Here’s yet another example of the glaring hypocrisy of casino interests. In Lansing, Michigan a Native American tribe wants to open a casino and the mayor is all for the idea. But all the other casinos in the state, including other tribes, are filing suits to prevent it from happening.

Mind you, every other casino in the state had to fight similar legal battles. When they opened the three casinos in Detroit, the Indian casinos tried to stop it in court and failed. When they opened Firekeepers in Battle Creek and the Gun Lake casino south of Grand Rapids, all the other Indian casinos plus the Detroit casinos spent millions trying to prevent it.

Each new casino has to fight the same legal battle to open for business, then they join all the people who tried to stop them in trying to stop any new casino from opening because it might hurt their profits. It’s time to end this ridiculous fiction that gambling is illegal. Opening a casino should be no different from opening a restaurant or a movie theater; existing restaurants and theaters aren’t allowed to block competitors from entering the market.

Comments

  1. D. C. Sessions says

    existing restaurants and theaters aren’t allowed to block competitors from entering the market.
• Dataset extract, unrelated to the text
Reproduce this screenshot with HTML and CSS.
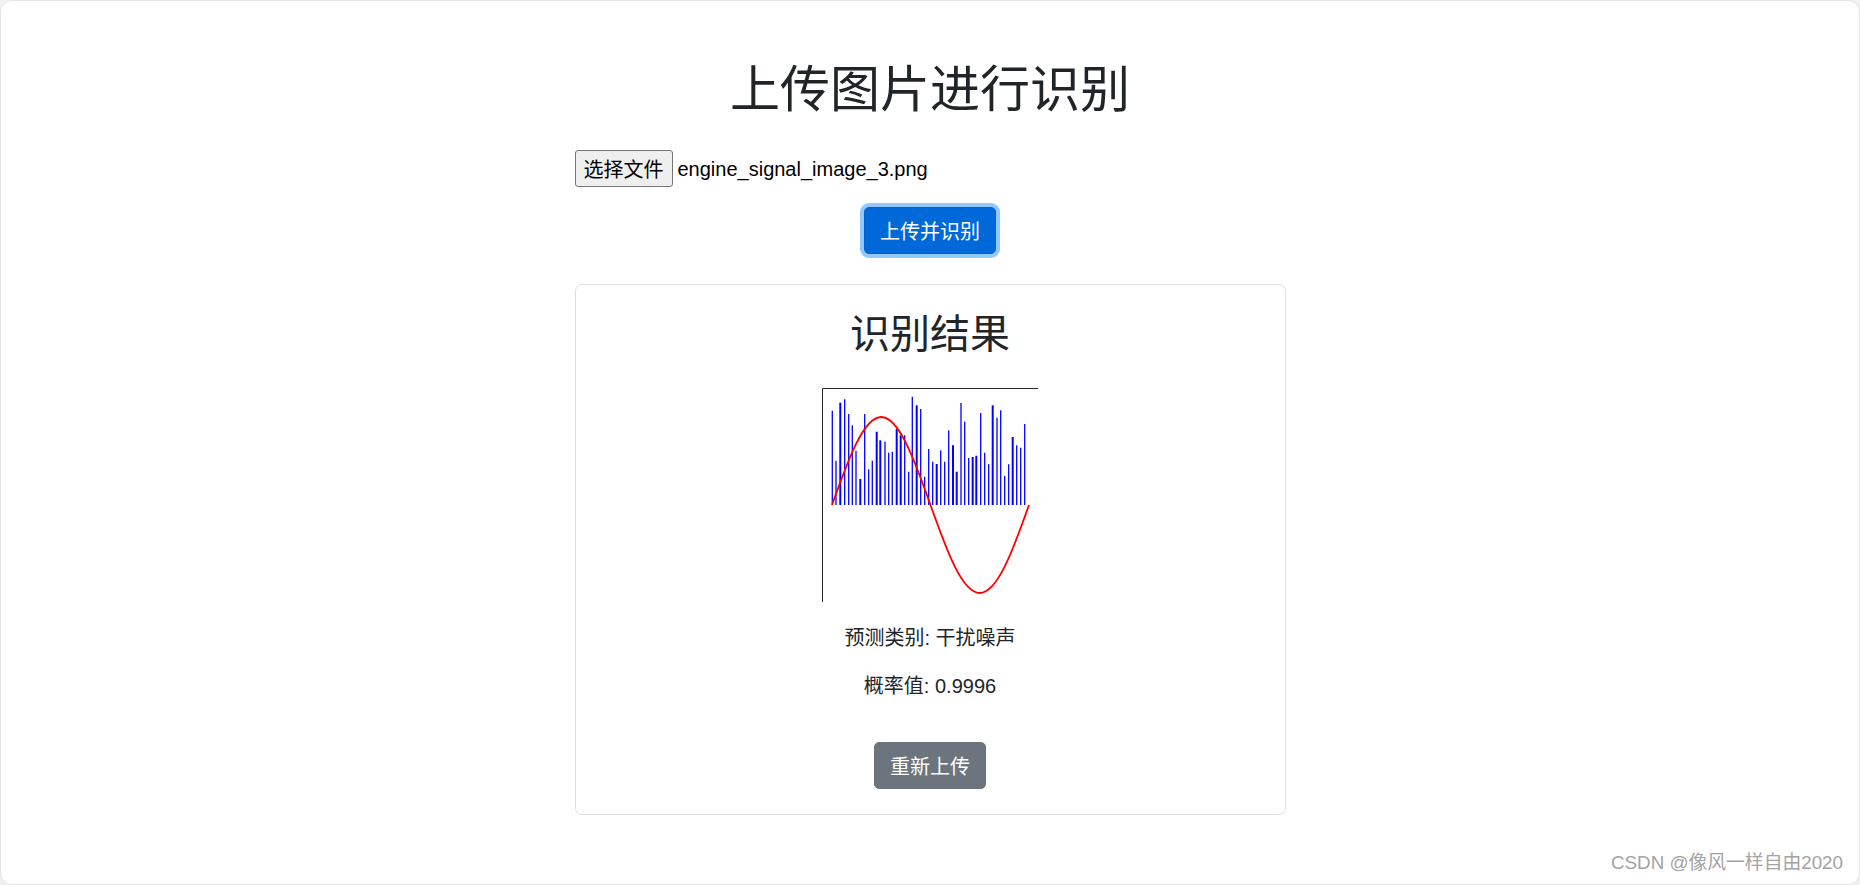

    Maybe not in your neighborhood. In Arizona quite a few businesses (car dealerships that I know of) have to unanimously agree before another of the same kind can open anywhere near them.

    And before anyone drags antitrust law into the issue, the courts have pretty much gutted the antitrust statutes in deference to Chicago School economic theory that defines “monopoly abuse” out of existence, with the FTC, FCC, etc. pretty much handing out free passes for major mergers.

  2. davidct says

    If the competition between casinos gets serious, will the taxpayer be required to bail them out?

  3. regexp says

    Part of the problem is gambling is highly regulated in most parts of the country. I just can’t open up a slot room in my house. I need approval of our states legislature. That makes is easier for established gambling businesses to fight any new competition.

  4. Jordan Genso says

    What I’m slightly concerned about is the impact the casinos have on charity gaming locations. In East Lansing, there is a place called “Stack’s Hold’em” that has texas hold’em, omaha, blackjack and roulette basically every night. It’s charity gaming though, so there’s a different charity every couple of nights that splits the proceeds with the house.
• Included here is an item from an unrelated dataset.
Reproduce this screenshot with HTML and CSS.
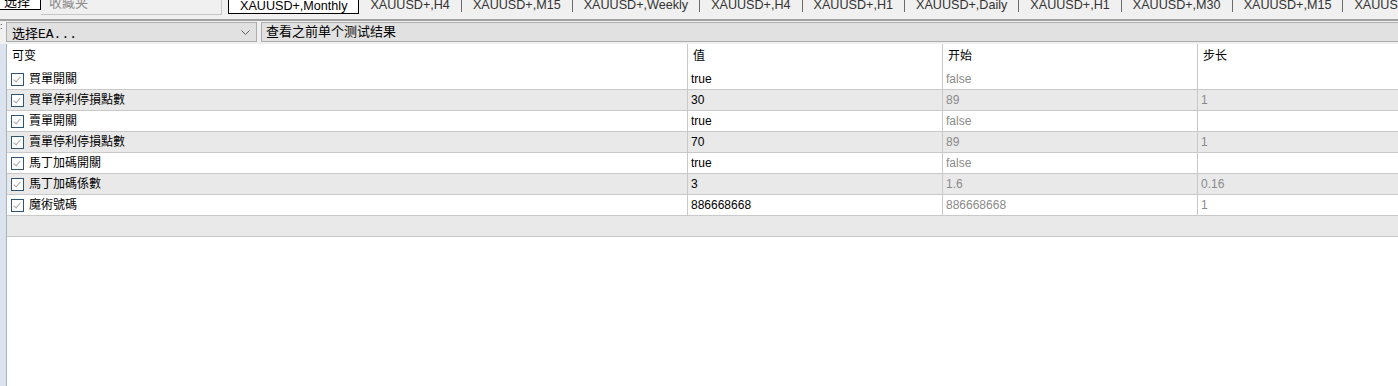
FILE: index.html
```html
<!DOCTYPE html>
<html lang="zh">
<head>
    <meta charset="UTF-8">
    <title>策略测试 - 参数</title>
    <link rel="stylesheet" href="styles.css">
</head>
<body>
    <div class="topbar">
        <div class="pick-btn">选择</div>
        <div class="fav-box">收藏夹</div>
        <div class="tabs">
            <div class="tab active">XAUUSD+,Monthly</div>
            <div class="tab">XAUUSD+,H4</div>
            <div class="tab">XAUUSD+,M15</div>
            <div class="tab">XAUUSD+,Weekly</div>
            <div class="tab">XAUUSD+,H4</div>
            <div class="tab">XAUUSD+,H1</div>
            <div class="tab">XAUUSD+,Daily</div>
            <div class="tab">XAUUSD+,H1</div>
            <div class="tab">XAUUSD+,M30</div>
            <div class="tab">XAUUSD+,M15</div>
            <div class="tab">XAUUSD+,M15</div>
        </div>
    </div>

    <div class="toolbar">
        <div class="grip">:</div>
        <div class="combo">
            <span>选择EA...</span>
            <svg class="chev" width="9" height="6" viewBox="0 0 9 6"><polyline points="0.5,0.5 4.5,4.5 8.5,0.5" fill="none" stroke="#606060" stroke-width="1"/></svg>
        </div>
        <div class="history-btn">查看之前单个测试结果</div>
    </div>

    <div class="main">
        <div class="side"></div>
        <div class="table">
            <div class="row head">
                <div class="cell">可变</div>
                <div class="cell">值</div>
                <div class="cell">开始</div>
                <div class="cell">步长</div>
            </div>
            <div class="row">
                <div class="cell name"><span class="check"></span>買單開關</div>
                <div class="cell">true</div>
                <div class="cell dim">false</div>
                <div class="cell dim"></div>
            </div>
            <div class="row">
                <div class="cell name"><span class="check"></span>買單停利停損點數</div>
                <div class="cell">30</div>
                <div class="cell dim">89</div>
                <div class="cell dim">1</div>
            </div>
            <div class="row">
                <div class="cell name"><span class="check"></span>賣單開關</div>
                <div class="cell">true</div>
                <div class="cell dim">false</div>
                <div class="cell dim"></div>
            </div>
            <div class="row">
                <div class="cell name"><span class="check"></span>賣單停利停損點數</div>
                <div class="cell">70</div>
                <div class="cell dim">89</div>
                <div class="cell dim">1</div>
            </div>
            <div class="row">
                <div class="cell name"><span class="check"></span>馬丁加碼開關</div>
                <div class="cell">true</div>
                <div class="cell dim">false</div>
                <div class="cell dim"></div>
            </div>
            <div class="row">
                <div class="cell name"><span class="check"></span>馬丁加碼係數</div>
                <div class="cell">3</div>
                <div class="cell dim">1.6</div>
                <div class="cell dim">0.16</div>
            </div>
            <div class="row">
                <div class="cell name"><span class="check"></span>魔術號碼</div>
                <div class="cell">886668668</div>
                <div class="cell dim">886668668</div>
                <div class="cell dim">1</div>
            </div>
            <div class="row empty"></div>
        </div>
    </div>
</body>
</html>
```

FILE: styles.css
```css
body {
    margin: 0;
    width: 1398px;
    height: 386px;
    overflow: hidden;
    background: #fff;
    font-family: "Liberation Sans", "Noto Sans CJK SC", sans-serif;
    font-size: 12px;
    color: #000;
}

.topbar {
    height: 19px;
    overflow: hidden;
    background: #f0f0f0;
    display: flex;
    align-items: flex-start;
}
.pick-btn {
    flex-shrink: 0;
    width: 41px;
    height: 17px;
    margin-top: -7px;
    box-sizing: border-box;
    border: 1px solid #000;
    border-left: none;
    background: #fff;
    font-size: 13px;
    line-height: 15px;
    padding-left: 4px;
}
.fav-box {
    flex-shrink: 0;
    width: 181px;
    height: 21px;
    margin-top: -6px;
    box-sizing: border-box;
    border-right: 1px solid #c6c6c6;
    border-bottom: 1px solid #c6c6c6;
    color: #8c8c8c;
    font-size: 13px;
    line-height: 17px;
    padding-left: 8px;
}
.tabs {
    display: flex;
    margin-left: 6px;
    margin-top: -3px;
    white-space: nowrap;
}
.tab {
    flex-shrink: 0;
    font-size: 12.6px;
    line-height: 17px;
    color: #333;
    padding: 0 11px;
    height: 15px;
    border-left: 1px solid #6a6a6a;
}
.tab.active {
    background: #fff;
    border: 1px solid #000;
    height: 15px;
    color: #000;
}
.tab.active + .tab {
    border-left: none;
}

.toolbar {
    border-top: 2px solid #a0a0a0;
    background: #f0f0f0;
    height: 25px;
    display: flex;
    align-items: flex-start;
    padding-top: 1px;
    box-sizing: border-box;
}
.grip {
    width: 6px;
    font-size: 9px;
    line-height: 8px;
    color: #333;
}
.combo {
    width: 251px;
    height: 20px;
    box-sizing: border-box;
    border: 1px solid #adadad;
    background: #e1e1e1;
    display: flex;
    align-items: center;
    justify-content: space-between;
    padding: 0 6px 0 5px;
    font-size: 13px;
}
.combo span {
    font-family: "Liberation Mono", "Noto Sans CJK SC", monospace;
}
.chev {
    margin-top: 1px;
}
.history-btn {
    flex: 1;
    margin-left: 4px;
    height: 20px;
    box-sizing: border-box;
    border: 1px solid #adadad;
    border-right: none;
    background: #e1e1e1;
    font-size: 13px;
    line-height: 18px;
    padding-left: 4px;
}

.main {
    display: flex;
    height: 342px;
}
.side {
    width: 6px;
    background: #dbe4ee;
    border-right: 1px solid #a9b3bd;
}
.table {
    flex: 1;
}
.row {
    display: grid;
    grid-template-columns: 680px 255px 255px 1fr;
    height: 21px;
    box-sizing: border-box;
    border-bottom: 1px solid #c9c9c9;
}
.row:nth-child(odd) {
    background: #e9e9e9;
}
.row.head {
    height: 25px;
    border-bottom: none;
    background: #fff;
}
.row.head .cell {
    line-height: 25px;
    padding-left: 5px;
}
.cell {
    line-height: 20px;
    padding-left: 3px;
    white-space: nowrap;
    overflow: hidden;
}
.cell + .cell {
    border-left: 1px solid #c9c9c9;
}
.cell.dim {
    color: #8a8a8a;
}
.cell.name {
    display: flex;
    align-items: center;
    padding-left: 4px;
}
.check {
    width: 11px;
    height: 11px;
    border: 1px solid #2f5575;
    background: #fff;
    margin-right: 5px;
    position: relative;
}
.check::after {
    content: "";
    position: absolute;
    left: 3px;
    top: 1px;
    width: 3px;
    height: 6px;
    border-right: 1px solid #a8a8a8;
    border-bottom: 1px solid #a8a8a8;
    transform: rotate(40deg);
}
.row.empty {
    background: #e9e9e9;
}
```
    Those charity gaming locations do provide a great fundraising opportunity for non-profits, and they would be negatively impacted by the competition, but that doesn’t justify opposition to a Lansing casino. It’s just something I wanted to point out.

  5. peterh says

    Just last year in Maine a proposed casino was defeated in part by advertising funded heavily by established gambling interests.

    Don’t like casinos much, myself; they’re a fool-proof – “fool-proven?” – way to skim money off people who don’t understand mathematics.

  6. says

    Jordan-

    Stacks is actually a small charity room, without much action most nights. It hosts a big omaha game a couple nights a week, but I’ve never found a hold em game in the many times I’ve stopped by. Trippers is the big charity room in town, the one that makes the serious money for the charities. It’s busy every night, and I’ve played there quite a bit. But casinos do hurt the charity rooms, you’re right. When Firekeepers opened down by Battle Creek, the local charity room had to close down. I’m sure the company that owns Trippers desperately wants to keep the Lansing casino from opening.

    I play at charity rooms several times a week, but if there was a real casino with a poker room close by, I’d go there first. The rake is the same, but there are several advantages to a casino poker room: A) You get comps; B) there’s almost always going to be more action and more money on the tables (charity rooms tend to attract small timers that buy in for $50, people who would be too intimidated to go into a casino); and C) higher limit games (I have yet to play in a charity room that can get a regular 2/5 game going; 1/2 seems to be the limit). Unfortunately, it’s an hour drive for me to get to Soaring Eagle and a bit longer than that to get to Firekeepers, so I usually stick to the local charity rooms out of convenience.